Did anyone think this through? Or, is this a follow up to the "OS of the future" article?

What really worries me

[Moraelin]

What really worries me are the metaphors mixed in the same sentence in the summary. So we should expect headaches, but not a silver bullet to solve them? I'm just having a mild headache at the moment, and just the thought of curing it with a bullet seems... somehow not that tempting ;)

Not WinModem-like at all

[Kadin2048]

Hmm... Do I smell WinModem?

Except that WinModems are the exact OPPOSITE of the philosophy that's being espoused here with crypto offload engines, intelligent network cards, etc.

The WinModem was an attempt to take traditional modem functions and move them onto the CPU, in software. Rather than actually having a box full of circuitry that did the hardware handshaking, data compression, and all that good stuff, you just replace it with a simple device that barely connects the analog telephone line to the computer, and have the computer do all the heavy lifting.

I think the justification behind this approach is "software is cheap, hardware is expensive." Therefore, you put the 'brains' in software, and your dumb-hardware/smart-software combo is cheaper than the traditional combination of dumb-software/smart-hardware.

It's a pretty radical departure to essentially go in the opposite direction, from WinModems to these kind of "intelligent network cards," which seem more like a traditional serial modem in philosophy; they do all the work themselves and basically present the computer with a standardized data stream.

The only way that I could see this whole business being "WinModem-like" is in it being tremendously difficult to program for on non-Microsoft OSes. But that's not a consequence of the design per se, but of how I suspect MS will choose to implement it.

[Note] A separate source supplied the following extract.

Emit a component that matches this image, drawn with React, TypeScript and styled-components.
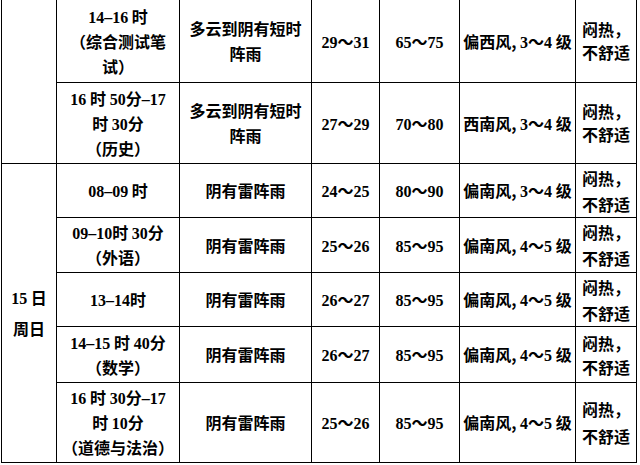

This guy is worth listening to

[vtcodger]

The article doesn't mention it, but Donald Becker is, I'm quite sure, the guy who wrote most of the Linux NIC drivers. I think that anything he says about hardware interfaces and their future is probably worth reading.

It looks to me like he's telling us that drivers are not likely to go away as an issue any time soon. Too bad, but if Becker says so, he's very likely right.

memory bandwidth

[Gr8Apes]

This comment makes me think again about AMD's acquisition of ATI. Would AMD put an ATI graphics core in the CPU package? (HTT allows for all the bandwidth the GPU could handle - no separate cache needed). Need a faster GPU? By the time you do - there'll be a faster CPU with a new GPU included, and this packaging might be less expensive than the current high end cards.

This combination would also work fine for 90% of the world's computer users, and possibly be much cheaper. Think Sempron with RAM and a miniscule motherboard with ports. The $100 laptop might drop in price.